- DATA PROVIDED:

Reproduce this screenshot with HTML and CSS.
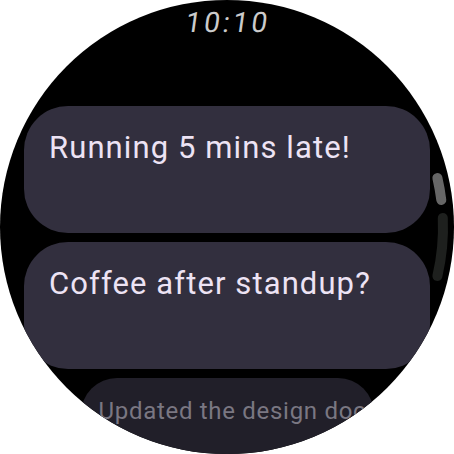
FILE: index.html
```html
<!DOCTYPE html>
<html>
<head>
<meta charset="utf-8">
<link rel="stylesheet" href="styles.css">
</head>
<body>
<div class="watch">
  <div class="time">10:10</div>
  <div class="list">
    <div class="card"><span class="msg">Running 5 mins late!</span></div>
    <div class="card"><span class="msg">Coffee after standup?</span></div>
    <div class="card card-far"><span class="msg">Updated the design doc</span></div>
  </div>
  <svg class="scrollbar" width="454" height="454" viewBox="0 0 454 454">
    <path class="track" d="M442.8 218 A216 216 0 0 1 437.4 276"/>
    <path class="thumb" d="M437.4 178 A216 216 0 0 1 441.3 200"/>
  </svg>
</div>
</body>
</html>
```
FILE: styles.css
```css
html, body {
  margin: 0;
  padding: 0;
  background: #ffffff;
}
.watch {
  position: relative;
  width: 454px;
  height: 454px;
  border-radius: 50%;
  background: #000000;
  overflow: hidden;
  font-family: Roboto, "Liberation Sans", sans-serif;
}
.time {
  padding-top: 6px;
  height: 33px;
  line-height: 33px;
  font-size: 28px;
  letter-spacing: 3px;
  text-indent: 3px;
  color: #cbcbcb;
  text-align: center;
  transform: skewX(-8deg);
}
.list {
  margin-top: 67px;
  display: flex;
  flex-direction: column;
  gap: 9px;
  padding: 0 24px;
}
.card {
  height: 127px;
  box-sizing: border-box;
  background: #322f3e;
  border-radius: 44px;
  padding: 24px 20px 0 25px;
  color: #ede3f4;
  font-size: 31px;
  line-height: 36px;
  letter-spacing: 1.1px;
}
.card-far {
  width: 293px;
  align-self: center;
  background: #211f29;
  color: #7a7782;
  font-size: 24px;
  line-height: 28px;
  letter-spacing: 0.7px;
  padding: 19px 0 0 18px;
  border-radius: 36px;
  white-space: nowrap;
  overflow: hidden;
}
.scrollbar {
  position: absolute;
  left: 0;
  top: 0;
}
.scrollbar path {
  fill: none;
  stroke-width: 10;
  stroke-linecap: round;
}
.track {
  stroke: #1e201e;
}
.thumb {
  stroke: #666666;
}
```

- GIVEN INSTRUCTION: Copy every line of the data exactly as written, excluding the pictures.

- EXERCISE ANSWER:
Reproduce this screenshot with HTML and CSS.
FILE: index.html
```html
<!DOCTYPE html>
<html>
<head>
<meta charset="utf-8">
<link rel="stylesheet" href="styles.css">
</head>
<body>
<div class="watch">
  <div class="time">10:10</div>
  <div class="list">
    <div class="card"><span class="msg">Running 5 mins late!</span></div>
    <div class="card"><span class="msg">Coffee after standup?</span></div>
    <div class="card card-far"><span class="msg">Updated the design doc</span></div>
  </div>
  <svg class="scrollbar" width="454" height="454" viewBox="0 0 454 454">
    <path class="track" d="M442.8 218 A216 216 0 0 1 437.4 276"/>
    <path class="thumb" d="M437.4 178 A216 216 0 0 1 441.3 200"/>
  </svg>
</div>
</body>
</html>
```
FILE: styles.css
```css
html, body {
  margin: 0;
  padding: 0;
  background: #ffffff;
}
.watch {
  position: relative;
  width: 454px;
  height: 454px;
  border-radius: 50%;
  background: #000000;
  overflow: hidden;
  font-family: Roboto, "Liberation Sans", sans-serif;
}
.time {
  padding-top: 6px;
  height: 33px;
  line-height: 33px;
  font-size: 28px;
  letter-spacing: 3px;
  text-indent: 3px;
  color: #cbcbcb;
  text-align: center;
  transform: skewX(-8deg);
}
.list {
  margin-top: 67px;
  display: flex;
  flex-direction: column;
  gap: 9px;
  padding: 0 24px;
}
.card {
  height: 127px;
  box-sizing: border-box;
  background: #322f3e;
  border-radius: 44px;
  padding: 24px 20px 0 25px;
  color: #ede3f4;
  font-size: 31px;
  line-height: 36px;
  letter-spacing: 1.1px;
}
.card-far {
  width: 293px;
  align-self: center;
  background: #211f29;
  color: #7a7782;
  font-size: 24px;
  line-height: 28px;
  letter-spacing: 0.7px;
  padding: 19px 0 0 18px;
  border-radius: 36px;
  white-space: nowrap;
  overflow: hidden;
}
.scrollbar {
  position: absolute;
  left: 0;
  top: 0;
}
.scrollbar path {
  fill: none;
  stroke-width: 10;
  stroke-linecap: round;
}
.track {
  stroke: #1e201e;
}
.thumb {
  stroke: #666666;
}
```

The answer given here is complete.